• _EXERCISE TASK_: Reproduce every line of the listing as written, apart from the pictures.

• _DATA EXCERPT_:
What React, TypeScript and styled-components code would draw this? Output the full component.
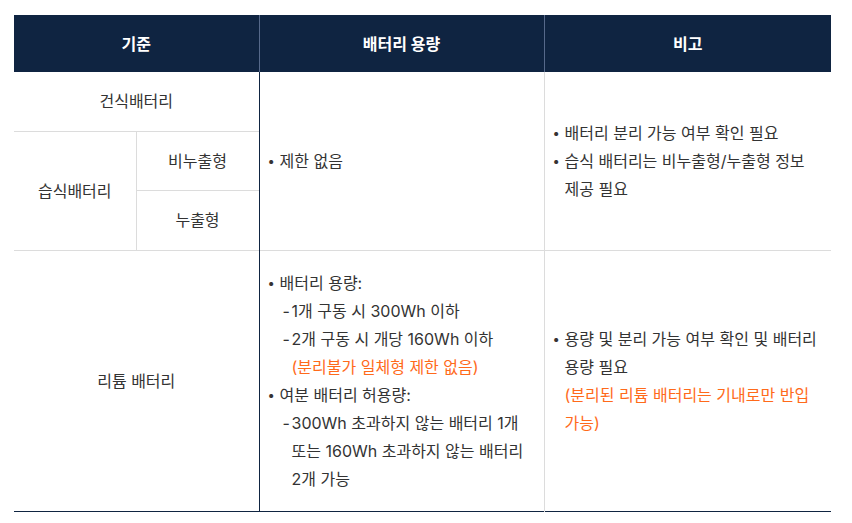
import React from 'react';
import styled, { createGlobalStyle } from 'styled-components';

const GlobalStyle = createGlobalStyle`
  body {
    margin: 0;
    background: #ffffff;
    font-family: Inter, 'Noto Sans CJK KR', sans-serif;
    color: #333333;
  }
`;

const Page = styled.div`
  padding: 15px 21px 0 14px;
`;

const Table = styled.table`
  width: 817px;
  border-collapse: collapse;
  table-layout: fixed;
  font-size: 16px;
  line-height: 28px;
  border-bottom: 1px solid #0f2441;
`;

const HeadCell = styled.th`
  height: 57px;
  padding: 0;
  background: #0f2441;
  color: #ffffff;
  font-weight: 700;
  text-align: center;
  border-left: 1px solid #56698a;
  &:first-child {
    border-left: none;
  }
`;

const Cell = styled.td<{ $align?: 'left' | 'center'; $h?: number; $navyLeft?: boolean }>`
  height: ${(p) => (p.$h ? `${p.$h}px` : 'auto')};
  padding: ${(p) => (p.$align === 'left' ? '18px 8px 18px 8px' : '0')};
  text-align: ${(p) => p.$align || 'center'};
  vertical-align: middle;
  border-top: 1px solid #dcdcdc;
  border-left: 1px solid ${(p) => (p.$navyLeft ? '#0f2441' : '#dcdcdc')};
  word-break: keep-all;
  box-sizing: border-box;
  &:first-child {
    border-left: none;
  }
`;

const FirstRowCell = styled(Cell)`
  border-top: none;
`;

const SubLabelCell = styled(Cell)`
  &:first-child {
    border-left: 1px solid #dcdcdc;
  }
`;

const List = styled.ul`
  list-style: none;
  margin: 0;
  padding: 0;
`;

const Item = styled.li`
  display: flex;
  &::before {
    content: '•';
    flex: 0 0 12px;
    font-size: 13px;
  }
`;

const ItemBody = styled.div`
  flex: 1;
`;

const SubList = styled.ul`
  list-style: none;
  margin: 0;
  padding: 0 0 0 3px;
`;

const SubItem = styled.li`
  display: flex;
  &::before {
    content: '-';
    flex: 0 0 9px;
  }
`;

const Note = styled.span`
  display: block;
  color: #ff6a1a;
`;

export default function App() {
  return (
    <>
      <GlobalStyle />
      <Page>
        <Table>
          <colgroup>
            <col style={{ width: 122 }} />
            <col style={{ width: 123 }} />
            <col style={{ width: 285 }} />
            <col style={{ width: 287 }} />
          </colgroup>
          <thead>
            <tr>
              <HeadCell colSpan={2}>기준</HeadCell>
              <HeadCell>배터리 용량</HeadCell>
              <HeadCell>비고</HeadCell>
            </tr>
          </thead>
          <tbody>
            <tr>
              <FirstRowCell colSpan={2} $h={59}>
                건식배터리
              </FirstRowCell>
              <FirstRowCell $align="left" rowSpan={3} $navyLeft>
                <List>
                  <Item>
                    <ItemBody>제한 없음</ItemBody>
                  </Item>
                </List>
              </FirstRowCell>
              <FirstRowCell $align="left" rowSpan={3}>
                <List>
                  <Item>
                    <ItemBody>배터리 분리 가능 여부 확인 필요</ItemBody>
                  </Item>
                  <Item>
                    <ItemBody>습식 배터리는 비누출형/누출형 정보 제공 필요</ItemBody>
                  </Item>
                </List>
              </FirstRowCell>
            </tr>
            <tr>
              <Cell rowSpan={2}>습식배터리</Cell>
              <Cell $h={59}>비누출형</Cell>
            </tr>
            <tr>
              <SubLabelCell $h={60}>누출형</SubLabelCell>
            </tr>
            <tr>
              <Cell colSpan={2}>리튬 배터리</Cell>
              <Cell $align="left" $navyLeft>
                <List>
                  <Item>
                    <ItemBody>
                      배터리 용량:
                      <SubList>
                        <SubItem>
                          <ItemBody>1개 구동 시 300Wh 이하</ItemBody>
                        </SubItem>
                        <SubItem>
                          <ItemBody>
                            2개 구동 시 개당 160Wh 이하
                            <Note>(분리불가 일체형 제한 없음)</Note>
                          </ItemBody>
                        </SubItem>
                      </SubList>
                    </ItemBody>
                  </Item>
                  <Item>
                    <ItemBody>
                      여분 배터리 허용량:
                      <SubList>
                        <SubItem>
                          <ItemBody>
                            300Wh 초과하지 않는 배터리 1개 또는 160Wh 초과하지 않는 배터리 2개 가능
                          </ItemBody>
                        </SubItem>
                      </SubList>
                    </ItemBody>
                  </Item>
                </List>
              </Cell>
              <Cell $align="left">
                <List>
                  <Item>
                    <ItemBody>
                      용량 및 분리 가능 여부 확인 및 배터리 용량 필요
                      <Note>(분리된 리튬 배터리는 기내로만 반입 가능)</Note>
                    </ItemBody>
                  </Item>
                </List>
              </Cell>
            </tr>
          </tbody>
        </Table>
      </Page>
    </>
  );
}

• _EXERCISE ANSWER_:
What React, TypeScript and styled-components code would draw this? Output the full component.
import React from 'react';
import styled, { createGlobalStyle } from 'styled-components';

const GlobalStyle = createGlobalStyle`
  body {
    margin: 0;
    background: #ffffff;
    font-family: Inter, 'Noto Sans CJK KR', sans-serif;
    color: #333333;
  }
`;

const Page = styled.div`
  padding: 15px 21px 0 14px;
`;

const Table = styled.table`
  width: 817px;
  border-collapse: collapse;
  table-layout: fixed;
  font-size: 16px;
  line-height: 28px;
  border-bottom: 1px solid #0f2441;
`;

const HeadCell = styled.th`
  height: 57px;
  padding: 0;
  background: #0f2441;
  color: #ffffff;
  font-weight: 700;
  text-align: center;
  border-left: 1px solid #56698a;
  &:first-child {
    border-left: none;
  }
`;

const Cell = styled.td<{ $align?: 'left' | 'center'; $h?: number; $navyLeft?: boolean }>`
  height: ${(p) => (p.$h ? `${p.$h}px` : 'auto')};
  padding: ${(p) => (p.$align === 'left' ? '18px 8px 18px 8px' : '0')};
  text-align: ${(p) => p.$align || 'center'};
  vertical-align: middle;
  border-top: 1px solid #dcdcdc;
  border-left: 1px solid ${(p) => (p.$navyLeft ? '#0f2441' : '#dcdcdc')};
  word-break: keep-all;
  box-sizing: border-box;
  &:first-child {
    border-left: none;
  }
`;

const FirstRowCell = styled(Cell)`
  border-top: none;
`;

const SubLabelCell = styled(Cell)`
  &:first-child {
    border-left: 1px solid #dcdcdc;
  }
`;

const List = styled.ul`
  list-style: none;
  margin: 0;
  padding: 0;
`;

const Item = styled.li`
  display: flex;
  &::before {
    content: '•';
    flex: 0 0 12px;
    font-size: 13px;
  }
`;

const ItemBody = styled.div`
  flex: 1;
`;

const SubList = styled.ul`
  list-style: none;
  margin: 0;
  padding: 0 0 0 3px;
`;

const SubItem = styled.li`
  display: flex;
  &::before {
    content: '-';
    flex: 0 0 9px;
  }
`;

const Note = styled.span`
  display: block;
  color: #ff6a1a;
`;

export default function App() {
  return (
    <>
      <GlobalStyle />
      <Page>
        <Table>
          <colgroup>
            <col style={{ width: 122 }} />
            <col style={{ width: 123 }} />
            <col style={{ width: 285 }} />
            <col style={{ width: 287 }} />
          </colgroup>
          <thead>
            <tr>
              <HeadCell colSpan={2}>기준</HeadCell>
              <HeadCell>배터리 용량</HeadCell>
              <HeadCell>비고</HeadCell>
            </tr>
          </thead>
          <tbody>
            <tr>
              <FirstRowCell colSpan={2} $h={59}>
                건식배터리
              </FirstRowCell>
              <FirstRowCell $align="left" rowSpan={3} $navyLeft>
                <List>
                  <Item>
                    <ItemBody>제한 없음</ItemBody>
                  </Item>
                </List>
              </FirstRowCell>
              <FirstRowCell $align="left" rowSpan={3}>
                <List>
                  <Item>
                    <ItemBody>배터리 분리 가능 여부 확인 필요</ItemBody>
                  </Item>
                  <Item>
                    <ItemBody>습식 배터리는 비누출형/누출형 정보 제공 필요</ItemBody>
                  </Item>
                </List>
              </FirstRowCell>
            </tr>
            <tr>
              <Cell rowSpan={2}>습식배터리</Cell>
              <Cell $h={59}>비누출형</Cell>
            </tr>
            <tr>
              <SubLabelCell $h={60}>누출형</SubLabelCell>
            </tr>
            <tr>
              <Cell colSpan={2}>리튬 배터리</Cell>
              <Cell $align="left" $navyLeft>
                <List>
                  <Item>
                    <ItemBody>
                      배터리 용량:
                      <SubList>
                        <SubItem>
                          <ItemBody>1개 구동 시 300Wh 이하</ItemBody>
                        </SubItem>
                        <SubItem>
                          <ItemBody>
                            2개 구동 시 개당 160Wh 이하
                            <Note>(분리불가 일체형 제한 없음)</Note>
                          </ItemBody>
                        </SubItem>
                      </SubList>
                    </ItemBody>
                  </Item>
                  <Item>
                    <ItemBody>
                      여분 배터리 허용량:
                      <SubList>
                        <SubItem>
                          <ItemBody>
                            300Wh 초과하지 않는 배터리 1개 또는 160Wh 초과하지 않는 배터리 2개 가능
                          </ItemBody>
                        </SubItem>
                      </SubList>
                    </ItemBody>
                  </Item>
                </List>
              </Cell>
              <Cell $align="left">
                <List>
                  <Item>
                    <ItemBody>
                      용량 및 분리 가능 여부 확인 및 배터리 용량 필요
                      <Note>(분리된 리튬 배터리는 기내로만 반입 가능)</Note>
                    </ItemBody>
                  </Item>
                </List>
              </Cell>
            </tr>
          </tbody>
        </Table>
      </Page>
    </>
  );
}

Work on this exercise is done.